Afterward, Leila receives a bundle of letters from Father Jacob’s hands. They are from her sister. She begins to read one of them aloud, not yet knowing the depth of the gift she is about to receive. The letter, addressed to the priest, begs him not to abandon Leila if their paths ever cross, because she has not stopped thinking of her sister for a single day. As Leila pronounces these words with her voice broken by emotion, tears fall on the paper, wetting it as if baptizing it anew, and she understands that, even in the darkest years of her closed heart in prison, there were those who loved her and did not abandon her. Father Jacob, discreetly, had gotten up to prepare tea and coffee, in a gesture of welcome and tenderness. But he does not return: he dies silently, leaving behind the trail of a fulfilled mission: having made visible the love that still awaited Leila. His death crowns that scene with the serenity of the just, sealing in the woman’s soul the certainty of having been loved even when she believed she did not deserve it. This scene concentrates the central message: redemption is possible, tenderness overcomes hardness, and God’s call is constant to recover his children.

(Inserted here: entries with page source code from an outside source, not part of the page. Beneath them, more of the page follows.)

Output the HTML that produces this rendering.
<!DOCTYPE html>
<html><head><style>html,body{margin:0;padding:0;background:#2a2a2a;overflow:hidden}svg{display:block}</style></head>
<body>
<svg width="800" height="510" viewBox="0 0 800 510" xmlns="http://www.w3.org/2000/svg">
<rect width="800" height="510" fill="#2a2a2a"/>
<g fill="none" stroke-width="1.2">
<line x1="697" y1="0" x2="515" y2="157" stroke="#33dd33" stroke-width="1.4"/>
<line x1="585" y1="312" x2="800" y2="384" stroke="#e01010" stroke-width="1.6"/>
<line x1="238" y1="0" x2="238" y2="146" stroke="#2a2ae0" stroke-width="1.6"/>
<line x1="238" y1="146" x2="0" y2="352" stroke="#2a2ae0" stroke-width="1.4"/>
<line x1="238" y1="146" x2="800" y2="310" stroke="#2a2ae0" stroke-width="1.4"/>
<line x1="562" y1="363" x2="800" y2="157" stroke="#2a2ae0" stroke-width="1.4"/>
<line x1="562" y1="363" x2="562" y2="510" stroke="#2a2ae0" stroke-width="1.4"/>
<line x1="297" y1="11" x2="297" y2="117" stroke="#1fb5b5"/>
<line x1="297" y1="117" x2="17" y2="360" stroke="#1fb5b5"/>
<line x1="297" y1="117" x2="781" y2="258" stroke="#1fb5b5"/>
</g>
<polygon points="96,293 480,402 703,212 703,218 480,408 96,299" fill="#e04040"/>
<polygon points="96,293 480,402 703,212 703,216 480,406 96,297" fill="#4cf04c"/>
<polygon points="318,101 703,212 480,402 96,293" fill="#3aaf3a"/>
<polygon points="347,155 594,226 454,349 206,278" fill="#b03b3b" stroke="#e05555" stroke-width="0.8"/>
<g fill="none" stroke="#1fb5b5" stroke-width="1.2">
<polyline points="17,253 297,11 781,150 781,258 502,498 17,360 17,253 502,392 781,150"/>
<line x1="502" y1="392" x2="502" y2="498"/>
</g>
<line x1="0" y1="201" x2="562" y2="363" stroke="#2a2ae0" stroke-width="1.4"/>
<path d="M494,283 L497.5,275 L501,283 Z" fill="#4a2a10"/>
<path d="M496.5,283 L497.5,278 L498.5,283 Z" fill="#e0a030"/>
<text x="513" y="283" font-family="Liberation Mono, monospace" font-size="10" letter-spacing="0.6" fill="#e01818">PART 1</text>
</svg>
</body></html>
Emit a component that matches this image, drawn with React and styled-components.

The film concludes with the scene in which Father Jacob’s body, covered with a white sheet—once again the Eucharistic veil that veils humility and mystery—is silently carried toward the hearse. In front of it, Leila stops, lets her suitcase fall to the ground, freed from the weight of an old and painful life thanks to the priest who has redeemed her in Christ. This final image is a visual epitaph of priestly ministry: absolute surrender, quiet fidelity, and hope that transcends death.
“Letters to Father Jacob” is a delicate and profound testimony of the grace that sustains the priest amid his poverties, difficulties, and solitudes. It invites contemplation of the hidden beauty in everyday fidelity, silent and sacrificial love, and hope that never disappoints.